一目見たら忘れられない、印象的な雰囲気。
広い肩幅、厚い胸は、まるでアメフトの選手のようです。
これは土偶ではなく、で作られた岩偶がんぐうです。

縄文時代の人形ひとがたの焼きものと言えば土偶が一般的ですが、このような岩で作られた岩偶や、シカの角で作った角偶かくぐうなども存在しています。
けれども角偶は土中で分解されて残りにくいため、発見数は少ないそうです。

どちらも土偶と同じように、祈りの道具であったと考えられています。

この岩偶の小さな顔には、遮光器土偶のような目があり、大きな体は、渦巻文様で埋め尽くされています。

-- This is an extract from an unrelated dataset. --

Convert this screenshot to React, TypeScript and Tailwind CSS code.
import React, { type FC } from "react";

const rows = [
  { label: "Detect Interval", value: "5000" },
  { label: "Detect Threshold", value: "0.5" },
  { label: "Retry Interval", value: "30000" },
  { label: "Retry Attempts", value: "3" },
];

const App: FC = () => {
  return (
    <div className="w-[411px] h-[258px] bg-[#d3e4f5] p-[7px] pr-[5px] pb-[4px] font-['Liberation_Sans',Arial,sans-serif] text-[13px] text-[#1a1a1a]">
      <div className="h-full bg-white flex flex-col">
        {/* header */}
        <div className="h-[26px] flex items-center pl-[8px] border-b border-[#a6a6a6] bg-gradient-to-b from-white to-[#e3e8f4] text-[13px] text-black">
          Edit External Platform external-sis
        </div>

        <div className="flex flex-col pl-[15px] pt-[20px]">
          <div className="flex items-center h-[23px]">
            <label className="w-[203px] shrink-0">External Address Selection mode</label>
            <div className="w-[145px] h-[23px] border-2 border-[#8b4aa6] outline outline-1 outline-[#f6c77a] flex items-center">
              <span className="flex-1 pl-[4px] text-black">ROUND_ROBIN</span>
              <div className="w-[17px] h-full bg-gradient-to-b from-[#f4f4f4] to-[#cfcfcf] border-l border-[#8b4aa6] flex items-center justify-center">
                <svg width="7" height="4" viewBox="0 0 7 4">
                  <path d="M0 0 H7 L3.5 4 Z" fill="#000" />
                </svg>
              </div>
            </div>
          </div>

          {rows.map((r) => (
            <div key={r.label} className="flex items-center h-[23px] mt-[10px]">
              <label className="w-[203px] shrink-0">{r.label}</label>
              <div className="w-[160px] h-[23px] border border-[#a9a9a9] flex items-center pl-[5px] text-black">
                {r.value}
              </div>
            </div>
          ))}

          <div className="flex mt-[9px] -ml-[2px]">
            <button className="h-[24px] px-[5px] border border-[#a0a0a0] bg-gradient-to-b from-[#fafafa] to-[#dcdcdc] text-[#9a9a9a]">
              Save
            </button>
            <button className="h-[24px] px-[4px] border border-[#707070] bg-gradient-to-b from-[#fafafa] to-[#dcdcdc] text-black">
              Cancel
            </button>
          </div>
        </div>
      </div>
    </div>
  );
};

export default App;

その渦巻が、隣にある岩で作られた岩版がんばんにもあります。
この二つは、その渦巻文様だけでなく色や仕上がり具合までもが、まるでお揃いのように似ており、二つともが同一人物の作品のようにも思えます。

岩版もまた土版のように、
祈りの道具であったとされています。
東京国立博物館蔵

岩偶は青森県南部町から出土、
岩版は秋田県三郷町から出土、
同じ東北地方とはいえ、その直線距離は約130キロメートル。
共通するのは作られたのが、縄文時代晩期という時代だけです。

途中に険しい山が連なる地域ゆえに、
人の足で移動するには、相当な時間がかかったと思われます。
一人の人が移動したのでしょうか。それとも、技術が人伝に伝わったのでしょうか。

土偶は縄文時代の中期に最盛期をむかえ、その後は徐々に少なくなっていき、縄文晩期には殆ど作られなくなります。そして弥生時代になると祈りのための土偶は作られなくなりました。
土偶が作られなくなった理由の一つとして、「縄文人の精神世界が少しづつ変化し〝祈り〟の形にも変化があった」という見方があります。

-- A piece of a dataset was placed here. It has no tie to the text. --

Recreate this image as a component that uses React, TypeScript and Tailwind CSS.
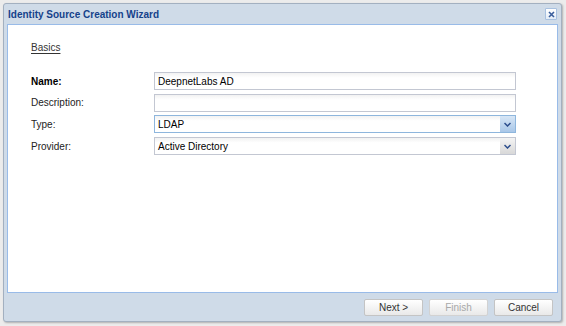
import { ReactNode } from "react"

const font = { fontFamily: '"Liberation Sans", Arial, sans-serif' }

function Field({ label, bold, children }: { label: string; bold?: boolean; children: ReactNode }) {
  return (
    <>
      <div className={"flex items-center text-[10px] text-[#222] " + (bold ? "font-bold text-black" : "")}>
        {label}
      </div>
      {children}
    </>
  )
}

function TextInput({ value }: { value?: string }) {
  return (
    <div className="flex h-[18px] items-center border border-[#c3c7d2] bg-white bg-gradient-to-b from-[#f2f2f2] to-white to-[30%] px-[3px] text-[10px] text-black">
      {value}
    </div>
  )
}

function Select({ value, focused }: { value: string; focused?: boolean }) {
  return (
    <div
      className={
        "flex h-[18px] items-stretch border bg-gradient-to-b from-[#f2f2f2] to-white to-[30%] text-[10px] text-black " +
        (focused ? "border-[#8eb6dd]" : "border-[#c3c7d2]")
      }
    >
      <div className="flex flex-1 items-center px-[3px]">{value}</div>
      <div
        className={
          "flex w-[15px] items-center justify-center " +
          (focused
            ? "bg-gradient-to-b from-[#d7e6f6] to-[#a9c7e8]"
            : "bg-gradient-to-b from-[#f4f4f4] to-[#d8d8d8]")
        }
      >
        <svg width="7" height="5" viewBox="0 0 7 5">
          <path d="M0.5 1L3.5 4L6.5 1" fill="none" stroke="#2b4d8c" strokeWidth="1.5" />
        </svg>
      </div>
    </div>
  )
}

function Button({ children, disabled }: { children: ReactNode; disabled?: boolean }) {
  return (
    <div
      className={
        "flex h-[17px] w-[59px] items-center justify-center rounded-[2px] border bg-gradient-to-b from-white to-[#e9e9e9] text-[10px] " +
        (disabled ? "border-[#d2d2d2] text-[#a8a8a8]" : "border-[#c4c4c4] text-[#333]")
      }
    >
      {children}
    </div>
  )
}

export default function App() {
  return (
    <div className="h-[326px] w-[566px] bg-[#ececec] pb-[4px] pl-[3px] pr-[4px] pt-[3px]" style={font}>
      <div className="flex h-full flex-col rounded-[3px] border border-[#a3b0c0] bg-[#cfdbe8] shadow-[1px_1px_2px_rgba(0,0,0,0.25)]">
        <div className="flex h-[20px] items-center justify-between pl-[4px] pr-[4px]">
          <span className="text-[10px] font-bold text-[#15428b]">
            Identity Source Creation Wizard
          </span>
          <div className="flex h-[12px] w-[12px] items-center justify-center rounded-[1px] border border-[#a8c1e0] bg-gradient-to-b from-white to-[#e3ecf7]">
            <svg width="7" height="7" viewBox="0 0 7 7">
              <path d="M1 1L6 6M6 1L1 6" stroke="#3a5e9c" strokeWidth="1.6" />
            </svg>
          </div>
        </div>
        <div className="mx-[3px] flex-1 border border-[#99bbe8] bg-white pl-[23px] pr-[41px] pt-[17px]">
          <div className="text-[10px] leading-[12px] text-[#333] underline underline-offset-[2px]">Basics</div>
          <div className="mt-[18px] grid grid-cols-[123px_1fr] gap-y-[3.7px]">
            <Field label="Name:" bold>
              <TextInput value="DeepnetLabs AD" />
            </Field>
            <Field label="Description:">
              <TextInput />
            </Field>
            <Field label="Type:">
              <Select value="LDAP" focused />
            </Field>
            <Field label="Provider:">
              <Select value="Active Directory" />
            </Field>
          </div>
        </div>
        <div className="flex h-[28px] items-center justify-end gap-[6px] pr-[8px]">
          <Button>Next &gt;</Button>
          <Button disabled>Finish</Button>
          <Button>Cancel</Button>
        </div>
      </div>
    </div>
  )
}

そうであれば何故、あえて土偶よりも作るのが大変そうな岩偶が作られたのでしょうか?

金属が存在していない縄文時代に、硬い岩を削って細かい成形や渦巻文様を施すのは並大抵のことではなかったはずです。
貴重品であった美しい黒曜石や水晶をナイフやノミのように使ったとしたら、「とても大切な意味のあるものであった」と言えるかもしれませんね。

それにしても、全身像もアメフトの選手のようであったのでしょうか。
重そうな体を支えることのできる、ガッチリした頑丈そうな下半身を想像してしまいますね。